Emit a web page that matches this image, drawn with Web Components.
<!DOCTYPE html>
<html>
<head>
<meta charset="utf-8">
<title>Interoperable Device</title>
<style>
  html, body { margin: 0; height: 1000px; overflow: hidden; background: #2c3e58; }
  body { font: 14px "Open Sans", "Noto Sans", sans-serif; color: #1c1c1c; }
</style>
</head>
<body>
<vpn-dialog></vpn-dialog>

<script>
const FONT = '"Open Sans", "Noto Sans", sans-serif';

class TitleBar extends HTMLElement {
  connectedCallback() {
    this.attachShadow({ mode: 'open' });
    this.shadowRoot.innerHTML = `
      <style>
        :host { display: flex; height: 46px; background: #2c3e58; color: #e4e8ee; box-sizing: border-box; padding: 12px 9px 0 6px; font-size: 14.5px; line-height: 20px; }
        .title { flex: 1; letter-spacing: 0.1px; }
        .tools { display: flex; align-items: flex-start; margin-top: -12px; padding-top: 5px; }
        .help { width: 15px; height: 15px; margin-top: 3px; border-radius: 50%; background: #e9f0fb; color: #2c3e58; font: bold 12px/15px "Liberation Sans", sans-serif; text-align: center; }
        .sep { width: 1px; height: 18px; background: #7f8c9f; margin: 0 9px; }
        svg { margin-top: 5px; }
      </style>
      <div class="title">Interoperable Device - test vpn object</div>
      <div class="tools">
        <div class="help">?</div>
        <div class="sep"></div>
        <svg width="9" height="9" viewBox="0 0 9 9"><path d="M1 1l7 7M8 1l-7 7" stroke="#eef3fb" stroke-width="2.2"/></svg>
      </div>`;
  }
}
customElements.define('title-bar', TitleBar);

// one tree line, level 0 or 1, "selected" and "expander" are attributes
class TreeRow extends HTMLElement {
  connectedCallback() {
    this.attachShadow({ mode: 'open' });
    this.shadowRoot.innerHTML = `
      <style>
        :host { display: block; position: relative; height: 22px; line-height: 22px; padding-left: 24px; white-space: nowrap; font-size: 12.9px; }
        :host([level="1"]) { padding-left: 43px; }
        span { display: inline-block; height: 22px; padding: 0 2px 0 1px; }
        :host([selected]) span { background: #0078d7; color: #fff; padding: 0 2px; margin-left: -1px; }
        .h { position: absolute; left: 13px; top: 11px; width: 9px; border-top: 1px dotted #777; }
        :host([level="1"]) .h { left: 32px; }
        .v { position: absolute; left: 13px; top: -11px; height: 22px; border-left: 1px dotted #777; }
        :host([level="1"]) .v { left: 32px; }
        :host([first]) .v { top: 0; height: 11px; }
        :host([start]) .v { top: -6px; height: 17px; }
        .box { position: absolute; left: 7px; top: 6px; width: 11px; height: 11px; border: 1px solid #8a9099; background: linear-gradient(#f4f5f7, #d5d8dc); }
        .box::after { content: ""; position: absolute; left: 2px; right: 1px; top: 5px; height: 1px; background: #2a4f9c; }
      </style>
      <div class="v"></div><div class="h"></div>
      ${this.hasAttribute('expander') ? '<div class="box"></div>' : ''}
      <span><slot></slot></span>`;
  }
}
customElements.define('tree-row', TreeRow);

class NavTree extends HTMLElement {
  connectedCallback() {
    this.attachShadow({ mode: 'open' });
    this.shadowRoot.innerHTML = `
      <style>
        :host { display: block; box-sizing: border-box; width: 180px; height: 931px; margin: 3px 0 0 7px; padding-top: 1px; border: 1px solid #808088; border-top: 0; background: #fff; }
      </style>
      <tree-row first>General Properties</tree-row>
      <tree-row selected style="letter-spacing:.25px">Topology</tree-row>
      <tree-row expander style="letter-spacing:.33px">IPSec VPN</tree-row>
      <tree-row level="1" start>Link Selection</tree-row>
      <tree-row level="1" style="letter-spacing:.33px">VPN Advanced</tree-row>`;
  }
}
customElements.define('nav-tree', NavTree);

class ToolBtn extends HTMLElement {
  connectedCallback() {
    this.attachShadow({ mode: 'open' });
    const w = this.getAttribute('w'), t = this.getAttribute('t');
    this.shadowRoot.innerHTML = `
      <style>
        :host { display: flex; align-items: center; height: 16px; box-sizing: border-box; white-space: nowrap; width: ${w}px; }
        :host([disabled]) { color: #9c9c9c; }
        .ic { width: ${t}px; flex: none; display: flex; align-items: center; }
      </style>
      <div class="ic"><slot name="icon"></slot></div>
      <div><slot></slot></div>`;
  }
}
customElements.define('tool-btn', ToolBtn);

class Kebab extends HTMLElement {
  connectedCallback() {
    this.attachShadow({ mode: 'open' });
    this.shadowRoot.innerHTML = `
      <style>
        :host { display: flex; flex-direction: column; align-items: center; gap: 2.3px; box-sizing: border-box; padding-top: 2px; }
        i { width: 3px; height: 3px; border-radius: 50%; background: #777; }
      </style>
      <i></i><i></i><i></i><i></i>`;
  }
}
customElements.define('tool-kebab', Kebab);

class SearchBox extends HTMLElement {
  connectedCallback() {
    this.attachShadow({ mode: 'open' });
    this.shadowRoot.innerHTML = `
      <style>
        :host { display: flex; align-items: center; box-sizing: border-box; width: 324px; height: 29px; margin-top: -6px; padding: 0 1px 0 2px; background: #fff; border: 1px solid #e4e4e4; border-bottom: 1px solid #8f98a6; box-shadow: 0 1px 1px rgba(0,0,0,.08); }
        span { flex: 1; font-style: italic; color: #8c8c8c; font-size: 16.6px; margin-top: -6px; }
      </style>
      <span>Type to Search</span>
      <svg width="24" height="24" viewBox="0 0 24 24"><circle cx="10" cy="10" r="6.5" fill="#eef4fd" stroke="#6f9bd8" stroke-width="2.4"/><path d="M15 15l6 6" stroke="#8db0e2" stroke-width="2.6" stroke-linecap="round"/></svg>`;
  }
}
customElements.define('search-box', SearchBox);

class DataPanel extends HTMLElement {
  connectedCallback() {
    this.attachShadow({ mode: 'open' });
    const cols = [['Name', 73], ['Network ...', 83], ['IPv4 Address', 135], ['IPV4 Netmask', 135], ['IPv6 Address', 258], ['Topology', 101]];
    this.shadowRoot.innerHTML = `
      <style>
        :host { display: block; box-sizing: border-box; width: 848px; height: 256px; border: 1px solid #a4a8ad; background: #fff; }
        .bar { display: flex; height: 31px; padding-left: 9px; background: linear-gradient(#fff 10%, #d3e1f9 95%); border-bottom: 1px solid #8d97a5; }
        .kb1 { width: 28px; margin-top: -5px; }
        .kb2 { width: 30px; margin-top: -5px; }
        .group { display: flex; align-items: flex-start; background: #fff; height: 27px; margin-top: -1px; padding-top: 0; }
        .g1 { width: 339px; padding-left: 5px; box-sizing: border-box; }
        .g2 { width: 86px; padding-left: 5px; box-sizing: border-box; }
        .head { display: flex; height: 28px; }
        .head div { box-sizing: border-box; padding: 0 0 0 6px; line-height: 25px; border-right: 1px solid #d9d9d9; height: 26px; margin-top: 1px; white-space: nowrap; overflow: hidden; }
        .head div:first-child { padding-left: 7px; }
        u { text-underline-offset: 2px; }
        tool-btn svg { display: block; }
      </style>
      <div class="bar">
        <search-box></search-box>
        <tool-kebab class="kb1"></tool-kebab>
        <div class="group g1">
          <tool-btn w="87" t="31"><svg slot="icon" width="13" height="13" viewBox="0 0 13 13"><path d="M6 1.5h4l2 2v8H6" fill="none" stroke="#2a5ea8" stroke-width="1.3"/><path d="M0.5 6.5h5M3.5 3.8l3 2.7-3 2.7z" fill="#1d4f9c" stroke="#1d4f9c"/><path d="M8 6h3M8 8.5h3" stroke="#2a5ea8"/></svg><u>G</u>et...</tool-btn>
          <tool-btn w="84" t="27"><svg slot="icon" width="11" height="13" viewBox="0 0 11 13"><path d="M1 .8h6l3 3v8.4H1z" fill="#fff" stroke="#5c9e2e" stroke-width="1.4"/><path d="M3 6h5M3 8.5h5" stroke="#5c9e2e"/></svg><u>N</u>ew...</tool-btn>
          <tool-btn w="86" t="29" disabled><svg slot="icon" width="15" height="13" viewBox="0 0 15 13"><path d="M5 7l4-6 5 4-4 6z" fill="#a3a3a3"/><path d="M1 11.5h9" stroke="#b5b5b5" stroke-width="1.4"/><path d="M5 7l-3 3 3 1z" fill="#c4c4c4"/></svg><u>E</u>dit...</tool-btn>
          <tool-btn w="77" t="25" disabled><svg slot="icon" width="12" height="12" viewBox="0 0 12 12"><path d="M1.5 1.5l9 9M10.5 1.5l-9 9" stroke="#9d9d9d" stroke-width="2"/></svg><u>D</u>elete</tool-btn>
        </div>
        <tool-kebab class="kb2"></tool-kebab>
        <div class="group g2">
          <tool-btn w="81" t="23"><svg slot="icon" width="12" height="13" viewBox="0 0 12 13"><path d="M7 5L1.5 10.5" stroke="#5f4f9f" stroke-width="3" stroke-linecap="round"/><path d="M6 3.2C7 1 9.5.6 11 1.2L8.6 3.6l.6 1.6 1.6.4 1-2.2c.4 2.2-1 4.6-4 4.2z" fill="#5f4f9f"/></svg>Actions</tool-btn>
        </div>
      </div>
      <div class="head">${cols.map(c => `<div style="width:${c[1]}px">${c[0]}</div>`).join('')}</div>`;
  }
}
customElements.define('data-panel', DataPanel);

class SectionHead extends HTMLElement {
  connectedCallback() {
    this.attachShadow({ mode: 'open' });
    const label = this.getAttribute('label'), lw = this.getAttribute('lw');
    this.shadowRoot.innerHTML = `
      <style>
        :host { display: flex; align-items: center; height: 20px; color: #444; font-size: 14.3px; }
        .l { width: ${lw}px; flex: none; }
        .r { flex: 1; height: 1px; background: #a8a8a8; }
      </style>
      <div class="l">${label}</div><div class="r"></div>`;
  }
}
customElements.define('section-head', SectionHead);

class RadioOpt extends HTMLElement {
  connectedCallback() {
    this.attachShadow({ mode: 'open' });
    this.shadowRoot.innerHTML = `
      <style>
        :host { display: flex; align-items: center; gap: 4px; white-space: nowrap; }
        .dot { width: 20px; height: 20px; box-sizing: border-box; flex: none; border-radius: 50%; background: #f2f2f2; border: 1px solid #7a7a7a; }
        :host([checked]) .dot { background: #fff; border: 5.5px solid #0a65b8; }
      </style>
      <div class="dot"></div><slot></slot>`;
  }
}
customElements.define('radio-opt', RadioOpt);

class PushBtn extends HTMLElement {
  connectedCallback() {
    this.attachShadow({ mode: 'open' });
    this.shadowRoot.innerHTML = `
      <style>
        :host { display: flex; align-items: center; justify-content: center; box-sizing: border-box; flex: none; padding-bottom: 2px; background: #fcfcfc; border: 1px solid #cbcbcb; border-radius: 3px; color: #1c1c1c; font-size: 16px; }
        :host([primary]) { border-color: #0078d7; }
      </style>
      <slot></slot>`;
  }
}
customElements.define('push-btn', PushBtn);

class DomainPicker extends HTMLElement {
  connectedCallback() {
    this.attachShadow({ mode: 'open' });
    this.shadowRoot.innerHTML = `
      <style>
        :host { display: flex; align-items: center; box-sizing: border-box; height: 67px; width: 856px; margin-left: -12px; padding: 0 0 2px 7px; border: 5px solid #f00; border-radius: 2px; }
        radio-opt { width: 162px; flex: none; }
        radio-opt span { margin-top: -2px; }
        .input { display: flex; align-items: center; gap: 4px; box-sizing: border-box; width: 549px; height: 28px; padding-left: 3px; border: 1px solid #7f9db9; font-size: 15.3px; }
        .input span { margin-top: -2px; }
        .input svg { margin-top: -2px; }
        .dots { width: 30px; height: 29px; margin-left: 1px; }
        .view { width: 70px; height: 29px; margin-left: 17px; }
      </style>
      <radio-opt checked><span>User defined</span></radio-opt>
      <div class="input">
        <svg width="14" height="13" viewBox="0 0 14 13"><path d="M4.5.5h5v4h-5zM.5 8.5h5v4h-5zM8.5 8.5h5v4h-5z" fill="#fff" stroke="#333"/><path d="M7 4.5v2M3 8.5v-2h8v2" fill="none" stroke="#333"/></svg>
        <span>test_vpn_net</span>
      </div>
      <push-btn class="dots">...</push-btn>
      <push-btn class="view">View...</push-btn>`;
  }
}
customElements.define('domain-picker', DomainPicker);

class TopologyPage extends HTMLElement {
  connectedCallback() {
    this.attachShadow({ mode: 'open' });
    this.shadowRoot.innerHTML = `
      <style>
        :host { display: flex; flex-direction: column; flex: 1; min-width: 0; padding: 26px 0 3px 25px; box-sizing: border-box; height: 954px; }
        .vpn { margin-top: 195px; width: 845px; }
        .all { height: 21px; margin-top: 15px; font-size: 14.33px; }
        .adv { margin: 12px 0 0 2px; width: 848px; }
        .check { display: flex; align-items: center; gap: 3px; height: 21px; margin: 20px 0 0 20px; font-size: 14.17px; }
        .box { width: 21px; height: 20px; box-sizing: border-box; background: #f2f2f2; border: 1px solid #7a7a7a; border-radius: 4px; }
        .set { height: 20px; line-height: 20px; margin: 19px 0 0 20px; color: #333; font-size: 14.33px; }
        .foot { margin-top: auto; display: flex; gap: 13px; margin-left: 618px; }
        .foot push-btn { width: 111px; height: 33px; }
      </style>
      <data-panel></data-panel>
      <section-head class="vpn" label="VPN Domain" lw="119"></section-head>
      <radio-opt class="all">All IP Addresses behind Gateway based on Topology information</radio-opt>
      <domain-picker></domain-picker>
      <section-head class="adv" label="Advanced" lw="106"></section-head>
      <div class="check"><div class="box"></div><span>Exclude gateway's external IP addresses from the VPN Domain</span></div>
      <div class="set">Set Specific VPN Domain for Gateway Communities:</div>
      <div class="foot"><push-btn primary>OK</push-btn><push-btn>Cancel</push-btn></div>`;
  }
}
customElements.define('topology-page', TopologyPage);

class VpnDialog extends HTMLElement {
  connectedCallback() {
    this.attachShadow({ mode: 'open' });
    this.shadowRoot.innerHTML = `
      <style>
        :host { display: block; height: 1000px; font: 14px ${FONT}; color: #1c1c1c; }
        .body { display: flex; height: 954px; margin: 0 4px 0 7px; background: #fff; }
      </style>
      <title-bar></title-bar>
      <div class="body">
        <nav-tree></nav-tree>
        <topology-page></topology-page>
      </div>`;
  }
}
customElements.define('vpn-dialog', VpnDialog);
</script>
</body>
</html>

= = = =

## Given problem:
Please write out the material word for word from its first line through the line holding "customElements.define('title-bar', TitleBar);", including both, and no line past it.

## Problem solution:
Emit a web page that matches this image, drawn with Web Components.
<!DOCTYPE html>
<html>
<head>
<meta charset="utf-8">
<title>Interoperable Device</title>
<style>
  html, body { margin: 0; height: 1000px; overflow: hidden; background: #2c3e58; }
  body { font: 14px "Open Sans", "Noto Sans", sans-serif; color: #1c1c1c; }
</style>
</head>
<body>
<vpn-dialog></vpn-dialog>

<script>
const FONT = '"Open Sans", "Noto Sans", sans-serif';

class TitleBar extends HTMLElement {
  connectedCallback() {
    this.attachShadow({ mode: 'open' });
    this.shadowRoot.innerHTML = `
      <style>
        :host { display: flex; height: 46px; background: #2c3e58; color: #e4e8ee; box-sizing: border-box; padding: 12px 9px 0 6px; font-size: 14.5px; line-height: 20px; }
        .title { flex: 1; letter-spacing: 0.1px; }
        .tools { display: flex; align-items: flex-start; margin-top: -12px; padding-top: 5px; }
        .help { width: 15px; height: 15px; margin-top: 3px; border-radius: 50%; background: #e9f0fb; color: #2c3e58; font: bold 12px/15px "Liberation Sans", sans-serif; text-align: center; }
        .sep { width: 1px; height: 18px; background: #7f8c9f; margin: 0 9px; }
        svg { margin-top: 5px; }
      </style>
      <div class="title">Interoperable Device - test vpn object</div>
      <div class="tools">
        <div class="help">?</div>
        <div class="sep"></div>
        <svg width="9" height="9" viewBox="0 0 9 9"><path d="M1 1l7 7M8 1l-7 7" stroke="#eef3fb" stroke-width="2.2"/></svg>
      </div>`;
  }
}
customElements.define('title-bar', TitleBar);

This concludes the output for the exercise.